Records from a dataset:
^^^^^^^^
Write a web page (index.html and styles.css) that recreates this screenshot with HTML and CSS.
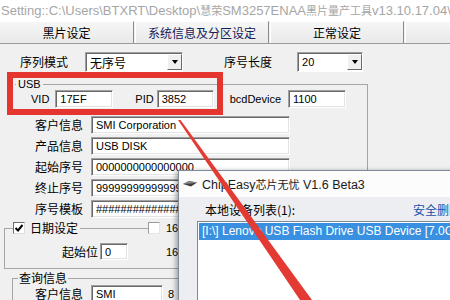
FILE: index.html
```html
<!DOCTYPE html>
<html lang="zh-CN">
<head>
  <meta charset="UTF-8" />
  <title>慧荣SM3257ENAA黑片量产工具</title>
  <link rel="stylesheet" href="styles.css">
</head>
<body>
<div class="screen">

  <div class="titlebar">Setting::C:\Users\BTXRT\Desktop\<span class="cjk">慧荣</span>SM3257ENAA<span class="cjk">黑片量产工具</span>v13.10.17.04\</div>

  <div class="tabs">
    <div class="tab">黑片设定</div>
    <div class="tab active">系统信息及分区设定</div>
    <div class="tab">正常设定</div>
    <div class="tab"></div>
  </div>

  <div class="panel">
    <div class="top-row">
      <span class="cap mode-cap">序列模式</span>
      <div class="combo mode-combo"><span>无序号</span><span class="drop"></span></div>
      <span class="cap len-cap">序号长度</span>
      <div class="combo len-combo"><span>20</span><span class="drop"></span></div>
    </div>

    <fieldset class="group usb-group">
      <legend>USB</legend>
      <div class="id-row">
        <span class="vid-cap">VID</span><input class="box vid" value="17EF">
        <span class="pid-cap">PID</span><input class="box pid" value="3852">
        <span class="bcd-cap">bcdDevice</span><input class="box bcd" value="1100">
      </div>
      <div class="fields">
        <div class="field"><span class="cap">客户信息</span><input class="box wide" value="SMI Corporation"></div>
        <div class="field"><span class="cap">产品信息</span><input class="box wide" value="USB DISK"></div>
        <div class="field"><span class="cap">起始序号</span><input class="box wide" value="0000000000000000"></div>
        <div class="field"><span class="cap">终止序号</span><input class="box wide" value="9999999999999999"></div>
        <div class="field"><span class="cap">序号模板</span><input class="box wide" value="################"></div>
      </div>
    </fieldset>

    <fieldset class="group date-group">
      <legend><span class="check"><svg width="10" height="10" viewBox="0 0 10 10"><polyline points="1.5,5 4,7.5 8.5,2" fill="none" stroke="#000" stroke-width="2"/></svg></span>日期设定</legend>
      <div class="tail"><span class="check light"></span><span>16</span></div>
      <div class="date-row">
        <span class="cap">起始位</span><input class="box start" value="0"><span class="num">16</span>
      </div>
    </fieldset>

    <fieldset class="group query-group">
      <legend>查询信息</legend>
      <div class="field">
        <span class="cap">客户信息</span><input class="box short" value="SMI"><span class="num">8</span>
      </div>
    </fieldset>
  </div>

  <div class="mark"></div>

  <div class="popup">
    <div class="popup-title">
      <svg width="14" height="8" viewBox="0 0 14 8">
        <polygon points="0,4 6,1 14,2.5 8,6.5" fill="#3c3c3c"/>
        <polygon points="0,4 6,1 14,2.5 8,3.5" fill="#8a8a8a"/>
      </svg>
      <span>ChipEasy<span class="cjk">芯片无忧</span> V1.6 Beta3</span>
    </div>
    <div class="popup-body">
      <div class="devices-head">
        <span>本地设备列表(1):</span>
        <span class="eject">安全删除</span>
      </div>
      <div class="device-list">
        <div class="device">[I:\] Lenovo USB Flash Drive USB Device [7.0GB]</div>
      </div>
    </div>
  </div>

  <svg class="arrow" width="450" height="300" viewBox="0 0 450 300">
    <polygon points="178,120 180.5,120 312,300 300,300" fill="#e33b34"/>
  </svg>

</div>
</body>
</html>
```

FILE: styles.css
```css
* {
  box-sizing: border-box;
}

body {
  margin: 0;
  font-family: "Liberation Sans", "Noto Sans CJK SC", sans-serif;
  font-size: 11px;
  color: #000;
}

.screen {
  position: relative;
  width: 450px;
  height: 300px;
  overflow: hidden;
  background: #f0f0f0;
}

.titlebar {
  height: 21px;
  padding-left: 1px;
  background: #fff;
  color: #a6a6a6;
  font-size: 13px;
  line-height: 21px;
  white-space: nowrap;
  overflow: hidden;
}

.titlebar .cjk {
  font-size: 11px;
}

/* tabs */
.tabs {
  display: flex;
  gap: 1px;
  height: 23px;
  border-bottom: 1px solid #9a9a9a;
}

.tab {
  flex: none;
  width: 134px;
  border-top: 1px solid #fff;
  border-left: 1px solid #fff;
  border-right: 1px solid #8a8a8a;
  background: linear-gradient(#f6f6f6, #e9e9e9);
  font-family: "Noto Sans CJK SC", sans-serif;
  font-size: 12px;
  line-height: 21px;
  text-align: center;
}

.tab:first-child {
  border-left: none;
}

.tab.active {
  color: #14205a;
}

/* form */
.panel {
  padding-top: 8px;
}

.cap {
  font-family: "Noto Sans CJK SC", sans-serif;
  font-size: 12px;
  line-height: 18px;
  white-space: nowrap;
}

.top-row {
  display: flex;
  align-items: center;
  height: 20px;
}

.mode-cap {
  margin-left: 20px;
}

.len-cap {
  margin-left: 41px;
}

.combo {
  display: flex;
  align-items: center;
  height: 20px;
  padding-left: 4px;
  background: #fff;
  border: 1px solid;
  border-color: #a0a0a0 #fff #fff #a0a0a0;
  box-shadow: inset 1px 1px 0 #696969;
  font-family: "Noto Sans CJK SC", sans-serif;
  font-size: 12px;
}

.mode-combo {
  width: 98px;
  margin-left: 17px;
}

.len-combo {
  width: 66px;
  margin-left: 25px;
  font-family: "Liberation Sans", sans-serif;
  font-size: 11px;
}

.drop {
  display: flex;
  align-items: center;
  justify-content: center;
  width: 15px;
  height: 16px;
  margin-left: auto;
  background: #f0f0f0;
  border: 1px solid;
  border-color: #fff #696969 #696969 #fff;
}

.drop::after {
  content: "";
  border: 3px solid transparent;
  border-top: 4px solid #000;
  border-bottom: 0;
}

.box {
  height: 18px;
  padding: 0 0 0 4px;
  background: #fff;
  border: 1px solid;
  border-color: #a0a0a0 #fff #fff #a0a0a0;
  box-shadow: inset 1px 1px 0 #696969, inset -1px -1px 0 #e3e3e3;
  font: 11px "Liberation Sans", sans-serif;
  color: #000;
  outline: none;
}

.group {
  margin: 0;
  padding: 0;
  min-width: 0;
  border: 1px solid #a5a5a5;
}

.group legend {
  padding: 0 2px;
}

.usb-group {
  width: 353px;
  margin: 6px 0 0 15px;
  padding: 0 0 1px 1px;
  border-left: none;
  border-bottom: none;
}

.usb-group legend {
  font-size: 11px;
  line-height: 12px;
}

.id-row {
  display: flex;
  align-items: center;
  height: 18px;
}

.vid-cap { margin-left: 15px; }
.vid { margin-left: 6px; width: 58px; }
.pid-cap { margin-left: 22px; }
.pid { margin-left: 3px; width: 57px; }
.bcd-cap { margin-left: 16px; }
.bcd { margin-left: 7px; width: 58px; }

.fields {
  display: flex;
  flex-direction: column;
  gap: 3px;
  margin-top: 8px;
}

.field {
  display: flex;
  align-items: center;
  height: 18px;
}

.field .cap {
  width: 67px;
  text-align: right;
}

.wide {
  width: 199px;
  margin-left: 8px;
}

.check {
  display: inline-flex;
  align-items: center;
  justify-content: center;
  width: 12px;
  height: 12px;
  background: #fff;
  border: 1px solid;
  border-color: #6d6d6d #dcdcdc #dcdcdc #6d6d6d;
}

.check.light {
  border-color: #9a9a9a #e6e6e6 #e6e6e6 #9a9a9a;
}

.date-group {
  width: 200px;
  margin: 2px 0 0 4px;
  padding: 0 0 8px 8px;
}

.date-group legend {
  display: flex;
  align-items: center;
  gap: 5px;
  padding: 0 2px 0 0;
  font-family: "Noto Sans CJK SC", sans-serif;
  font-size: 12px;
  line-height: 14px;
}

.tail {
  display: flex;
  align-items: center;
  gap: 6px;
  width: max-content;
  height: 12px;
  margin: -13px 0 0 135px;
  padding-right: 4px;
  background: #f0f0f0;
}

.date-row {
  display: flex;
  align-items: center;
  height: 17px;
  margin-top: 9px;
}

.date-row .cap {
  width: 85px;
  text-align: right;
}

.start {
  width: 28px;
  height: 17px;
  margin-left: 2px;
}

.date-row .num {
  margin-left: 38px;
}

.query-group {
  width: 200px;
  margin: 2px 0 0 12px;
  padding: 0 0 0 5px;
}

.query-group legend {
  padding: 0 1px;
  font-family: "Noto Sans CJK SC", sans-serif;
  font-size: 12px;
  line-height: 14px;
}

.query-group .cap {
  width: 65px;
}

.short {
  width: 72px;
  margin-left: 8px;
}

.query-group .num {
  margin-left: 5px;
}

/* annotations over the screenshot */
.mark {
  position: absolute;
  left: 7px;
  top: 72px;
  width: 216px;
  height: 43px;
  border: 6px solid #e5352f;
}

.arrow {
  position: absolute;
  left: 0;
  top: 0;
  pointer-events: none;
}

/* ChipEasy window */
.popup {
  position: absolute;
  left: 178px;
  top: 170px;
  width: 290px;
  height: 140px;
  background: #eceef2;
  border: 1px solid #7f8b99;
  box-shadow: -2px 1px 5px rgba(0, 0, 0, 0.35);
}

.popup-title {
  display: flex;
  align-items: center;
  gap: 5px;
  height: 26px;
  padding-left: 4px;
  background: #fcfcfc;
  color: #1b1b1b;
  font-size: 12.5px;
  white-space: nowrap;
}

.popup-title .cjk {
  font-size: 11px;
}

.popup-body {
  padding: 4px 6px 0 18px;
}

.devices-head {
  display: flex;
  margin-bottom: 2px;
  padding-left: 8px;
  font-family: "Noto Sans CJK SC", sans-serif;
  font-size: 12px;
  line-height: 18px;
}

.eject {
  margin-left: auto;
  color: #1b4fa8;
}

.device-list {
  height: 100px;
  padding: 1px;
  background: #fff;
  border: 1px solid #828790;
}

.device {
  height: 17px;
  padding-left: 3px;
  background: #3990e0;
  color: #fff;
  font-size: 12px;
  line-height: 17px;
  white-space: nowrap;
  overflow: hidden;
}
```
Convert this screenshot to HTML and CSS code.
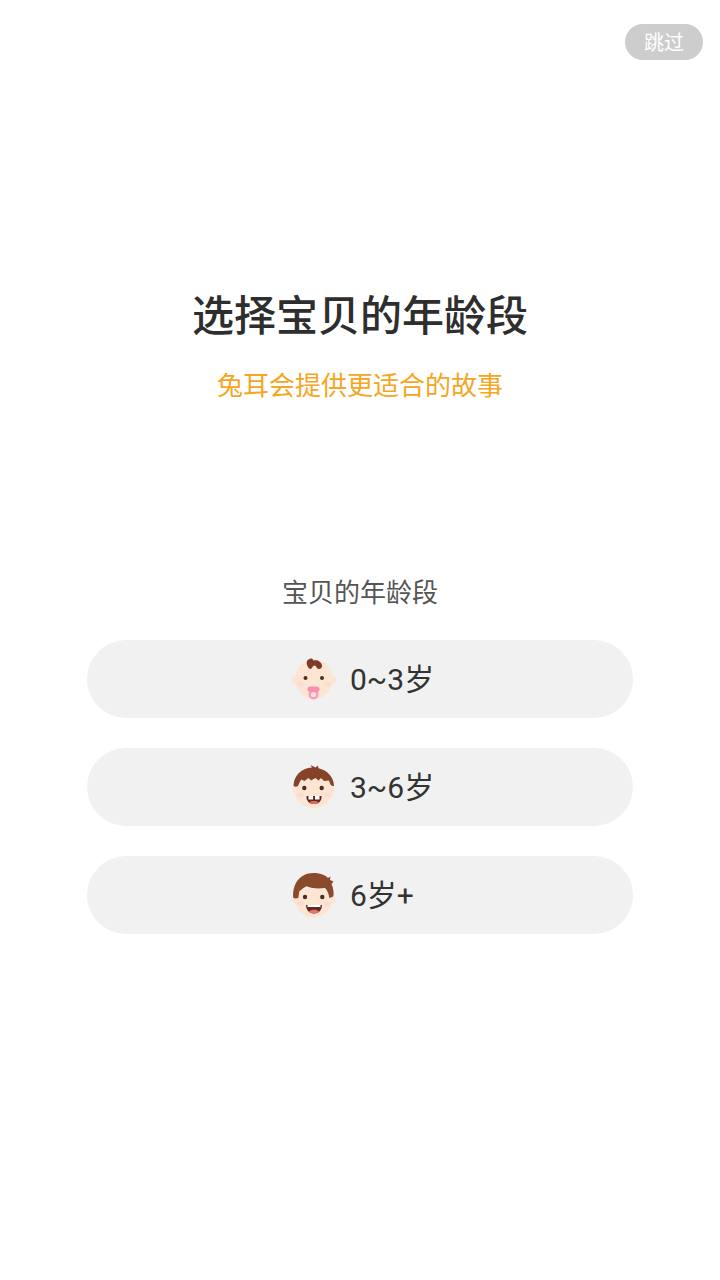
FILE: index.html
```html
<!DOCTYPE html>
<html lang="zh-CN">
<head>
  <meta charset="UTF-8">
  <meta name="viewport" content="width=device-width, initial-scale=1.0">
  <title>选择宝贝的年龄段</title>
  <link rel="stylesheet" href="styles.css">
</head>
<body>
  <div class="top-bar">
    <button class="skip-btn" type="button">跳过</button>
  </div>

  <div class="heading">
    <h1>选择宝贝的年龄段</h1>
    <p>兔耳会提供更适合的故事</p>
  </div>

  <div class="age-section">
    <div class="age-label">宝贝的年龄段</div>

    <button class="age-btn" type="button">
      <svg class="face" viewBox="0 0 44 44">
        <circle cx="4" cy="23" r="4" fill="#fde3d0"/>
        <circle cx="40" cy="23" r="4" fill="#fde3d0"/>
        <ellipse cx="22" cy="22" rx="18.5" ry="20" fill="#fde5d4"/>
        <path d="M16 10C13.500 6 15 2 18 2C19.500 1 21 1.500 21 3.500C25 2.500 29.500 4.500 30 8.500C30.300 11.500 27.500 13 25.500 11.500C24 10 24 8.500 22.500 8.500C20.500 8.500 20.500 11.500 18.500 12C17.500 12 16.500 11 16 10Z" fill="#7d3a26"/>
        <circle cx="13.500" cy="21" r="2" fill="#4f2c22"/>
        <circle cx="30" cy="21" r="2" fill="#4f2c22"/>
        <ellipse cx="8.500" cy="27" rx="3.500" ry="2.500" fill="#fddcc9"/>
        <ellipse cx="35.500" cy="27" rx="3.500" ry="2.500" fill="#fddcc9"/>
        <circle cx="21.500" cy="37.500" r="3.800" fill="#fde5d4" stroke="#f79dba" stroke-width="2.400"/>
        <rect x="15.500" y="29.500" width="12" height="5.500" rx="2.700" fill="#f78fb0"/>
      </svg>
      <span class="age-text">0~3岁</span>
    </button>

    <button class="age-btn" type="button">
      <svg class="face" viewBox="0 0 44 44">
        <circle cx="4" cy="25" r="3.500" fill="#fde3d0"/>
        <circle cx="39.500" cy="25" r="3.500" fill="#fde3d0"/>
        <circle cx="21.700" cy="23" r="20" fill="#fde5d4"/>
        <path d="M1.500 21C1.500 11 9 3 20 2.500L18.500 0L23.500 2.500L26 0.500L26.500 3.300C35 5 42 12.500 42 21C40 21.500 38.500 20.500 37 15.500L32 16L29 13L26.500 15.500L23.500 13L19 15.500L16.500 13L12.500 16L9.500 14.500C8 16 7 18.500 6 21C4.500 22 3 22 1.500 21Z" fill="#85432a"/>
        <circle cx="12.300" cy="23" r="2.200" fill="#4f2c22"/>
        <circle cx="29.700" cy="23" r="2.200" fill="#4f2c22"/>
        <ellipse cx="8" cy="30" rx="3.500" ry="2.500" fill="#fddcc9"/>
        <ellipse cx="35.500" cy="30" rx="3.500" ry="2.500" fill="#fddcc9"/>
        <path d="M14.500 31H29.500C30 35.500 27 39 22 39C17 39 14 35.500 14.500 31Z" fill="#5d2a24"/>
        <path d="M16.500 31H21V34.500H16.500ZM23 31H27.500V34.500H23Z" fill="#fff"/>
        <path d="M17.500 37C19 35.500 25 35.500 26.500 37C25.500 38.500 24 39 22 39C20 39 18.500 38.500 17.500 37Z" fill="#e8675f"/>
      </svg>
      <span class="age-text">3~6岁</span>
    </button>

    <button class="age-btn" type="button">
      <svg class="face" viewBox="0 0 44 44">
        <circle cx="4" cy="27" r="3.500" fill="#fde3d0"/>
        <circle cx="40" cy="27" r="3.500" fill="#fde3d0"/>
        <path d="M3.500 16H40V26C40 36.500 32 45 21.700 45C11.500 45 3.500 36.500 3.500 26Z" fill="#fde5d4"/>
        <path d="M1.300 25C0 11 8 0 21.300 0C27 0 33 1.500 36 5L38.500 3.500L38 7L41.500 8.500L39.500 11C41.500 15 42 20 41.300 23.500L37.300 25C37 21 35 17 33 15C26 16 20 15.500 14.700 13.300C12 14.500 9.500 16.500 7.300 18.300L6.300 25C4.500 25.500 3 25.500 1.300 25Z" fill="#8a4a2c"/>
        <circle cx="13" cy="24" r="2.200" fill="#4f2c22"/>
        <circle cx="30.300" cy="24" r="2.200" fill="#4f2c22"/>
        <ellipse cx="8.500" cy="31" rx="3.500" ry="2.500" fill="#fddcc9"/>
        <ellipse cx="35" cy="31" rx="3.500" ry="2.500" fill="#fddcc9"/>
        <path d="M14 32H30C30 37 26.500 40.500 22 40.500C17.500 40.500 14 37 14 32Z" fill="#5d2a24"/>
        <path d="M15.500 32H28.500V34H15.500Z" fill="#fff"/>
        <path d="M17 38.500C19 36 25 36 27 38.500C25.500 40 24 40.500 22 40.500C20 40.500 18.500 40 17 38.500Z" fill="#f0706a"/>
      </svg>
      <span class="age-text">6岁+</span>
    </button>
  </div>
</body>
</html>
```

FILE: styles.css
```css
/* General Styles */
html, body {
  height: 100%;
}

body {
  margin: 0;
  padding: 0;
  background-color: #fff;
  color: #333;
  font-family: "Roboto", "Noto Sans CJK SC", sans-serif;
  overflow: hidden;
}

button {
  border: none;
  font-family: inherit;
  padding: 0;
}

/* Top Bar */
.top-bar {
  display: flex;
  justify-content: flex-end;
  padding: 24px 17px 0 0;
}

.skip-btn {
  width: 78px;
  height: 36px;
  padding-bottom: 2px;
  border-radius: 18px;
  background-color: #cdcdcd;
  color: #fff;
  font-size: 20px;
}

/* Heading */
.heading {
  margin-top: 229px;
  text-align: center;
}

.heading h1 {
  margin: 0;
  font-size: 42px;
  line-height: 56px;
  font-weight: 500;
  color: #2e2e2e;
}

.heading p {
  margin: 23px 0 0;
  font-size: 26px;
  line-height: 36px;
  color: #f5a623;
}

/* Age Buttons */
.age-section {
  display: flex;
  flex-direction: column;
  align-items: center;
  gap: 30px;
  margin-top: 171px;
}

.age-label {
  margin-bottom: -1px;
  font-size: 26px;
  line-height: 36px;
  color: #555;
}

.age-btn {
  display: flex;
  align-items: center;
  gap: 14px;
  width: 546px;
  height: 78px;
  padding-left: 205px;
  border-radius: 39px;
  background-color: #f1f1f1;
  color: #333;
  font-size: 30px;
}

.age-text {
  padding-bottom: 4px;
}

.face {
  width: 44px;
  height: 44px;
  flex-shrink: 0;
  overflow: visible;
}
```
^^^^^^^^
Task to carry out: Check each line above for the word "this" and give the number of lines that have it, nothing else.

Output of the task: 2